The mechanics of undisclosed affiliate relationships in domain reviews are straightforward. A blogger might publish a glowing assessment of a registrar’s pricing, reliability, or customer service while embedding affiliate links to that registrar. A YouTube channel might praise a hosting provider’s uptime and offer “exclusive discount codes” that in fact generate commissions for the creator. A domain industry publication might rank aftermarket platforms or escrow services, with placement determined less by objective analysis and more by the size of the affiliate program. When these relationships are not disclosed, readers are led to believe that the endorsement is impartial, when in fact it is financially motivated. The absence of disclosure transforms what should be an informed review into a disguised advertisement.

The economic incentives for reviewers to omit disclosures are clear. Transparency can dilute the persuasive effect of an endorsement. If a reader knows that a blogger stands to earn a commission, they may view the recommendation with greater skepticism. By failing to disclose, reviewers maximize conversion rates, boosting affiliate income. For platforms offering some of the most lucrative affiliate payouts in the industry—registrars offering recurring commissions, web hosts paying hundreds per signup, or marketplace referral programs linked to high-value domain sales—the temptation to obscure financial ties is especially strong. The aggregate revenue from such undisclosed relationships can be significant, creating a perverse incentive to blur or ignore ethical boundaries.

Yet the legal landscape around disclosure is unambiguous. In the United States, the Federal Trade Commission (FTC) requires that material connections between advertisers and endorsers be clearly and conspicuously disclosed. This includes affiliate relationships. A review that promotes a service while embedding affiliate links without disclosure is deemed deceptive advertising, exposing the reviewer to fines and enforcement actions. Similar frameworks exist internationally: the UK’s Competition and Markets Authority, the European Union’s Unfair Commercial Practices Directive, and regulators in Australia, Canada, and beyond all impose disclosure obligations. Enforcement has increased in recent years, with regulators targeting influencers, bloggers, and even established media outlets for failing to disclose affiliate ties. In the context of the domain industry, where many reviewers operate as small businesses or sole proprietors, such enforcement can be financially devastating.

Beyond regulatory risks, the reputational damage from undisclosed affiliate ties can be severe. The domain name industry already struggles with credibility challenges, often perceived as opaque or speculative. When buyers discover that a supposedly impartial review was in fact financially motivated, trust in the publication or reviewer evaporates. This distrust can spill over to the industry as a whole, reinforcing negative stereotypes and discouraging new participants. Marketplaces and registrars promoted through undisclosed relationships may also suffer collateral damage, as customers question whether their success is driven by genuine quality or by deceptive marketing. In a market that relies heavily on trust—especially for high-value transactions involving escrow and legal transfer of domains—such reputational harm is not easily repaired.

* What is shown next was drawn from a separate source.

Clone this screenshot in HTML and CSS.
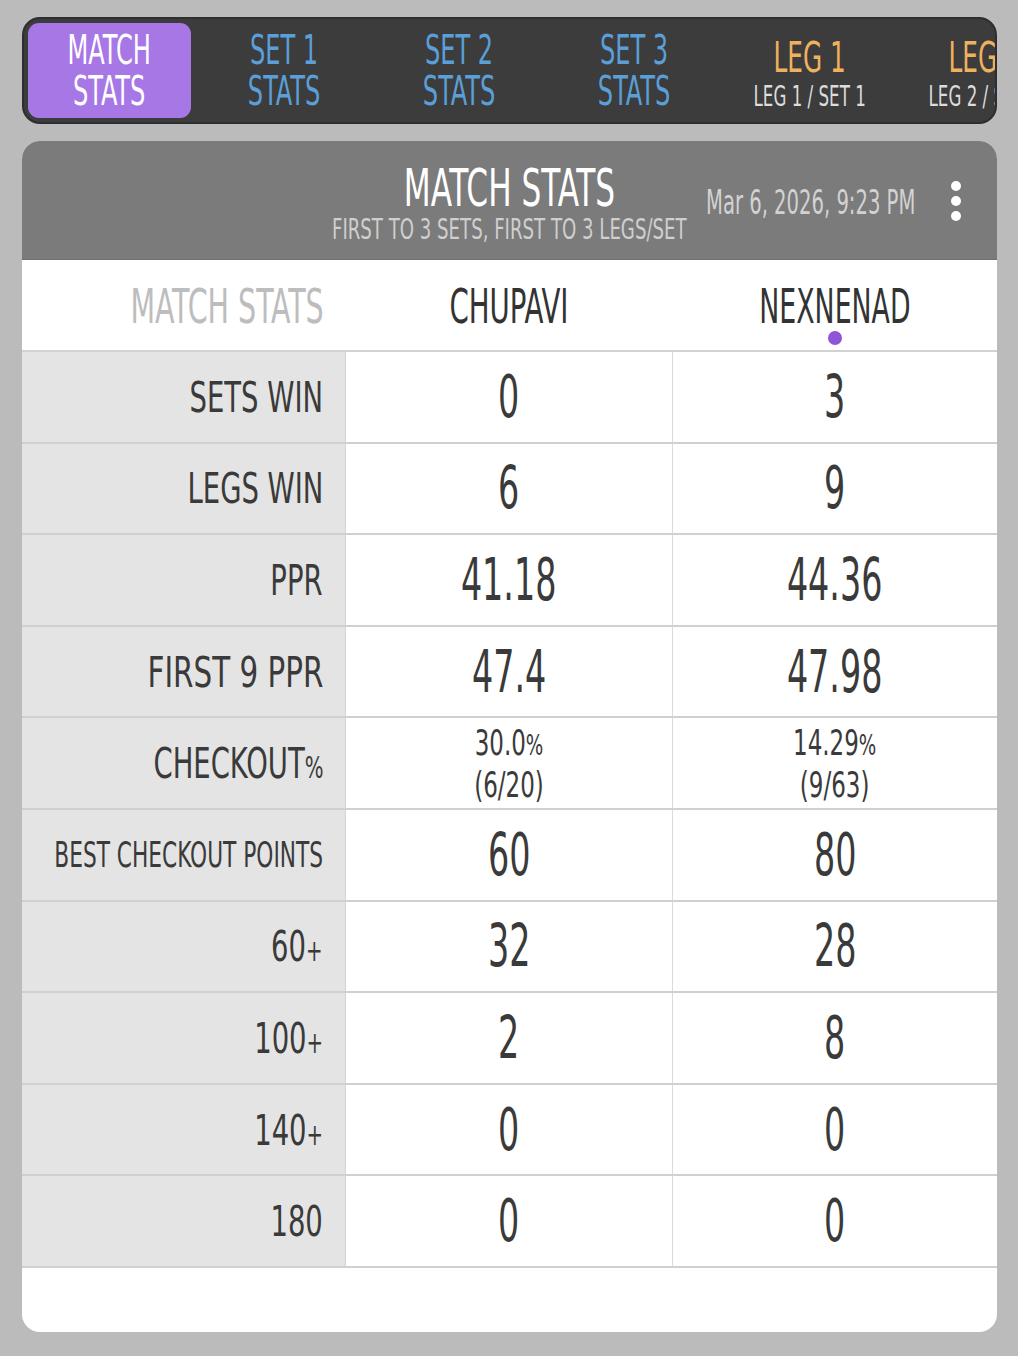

The economic distortions caused by undisclosed affiliate marketing are equally problematic. When consumers are steered toward services not because they are the best but because they offer the highest commissions, market efficiency suffers. Inferior registrars or marketplaces can gain market share, while innovative competitors without aggressive affiliate programs struggle to gain visibility. This creates a misallocation of resources, with capital and users flowing to platforms that excel at affiliate payouts rather than service quality. Over time, this undermines competition and stifles innovation, as smaller players find it increasingly difficult to break into the market without engaging in the same undisclosed practices.

The effects also ripple into consumer costs. Registrars and marketplaces that rely heavily on affiliate-driven marketing may bake those costs into their pricing, effectively passing the expense of undisclosed commissions onto end users. Consumers, misled by biased reviews, may also pay more for inferior services, incurring higher switching costs when they eventually discover better alternatives. These inefficiencies create hidden costs throughout the domain economy, raising barriers to entry for entrepreneurs and undermining confidence in the market.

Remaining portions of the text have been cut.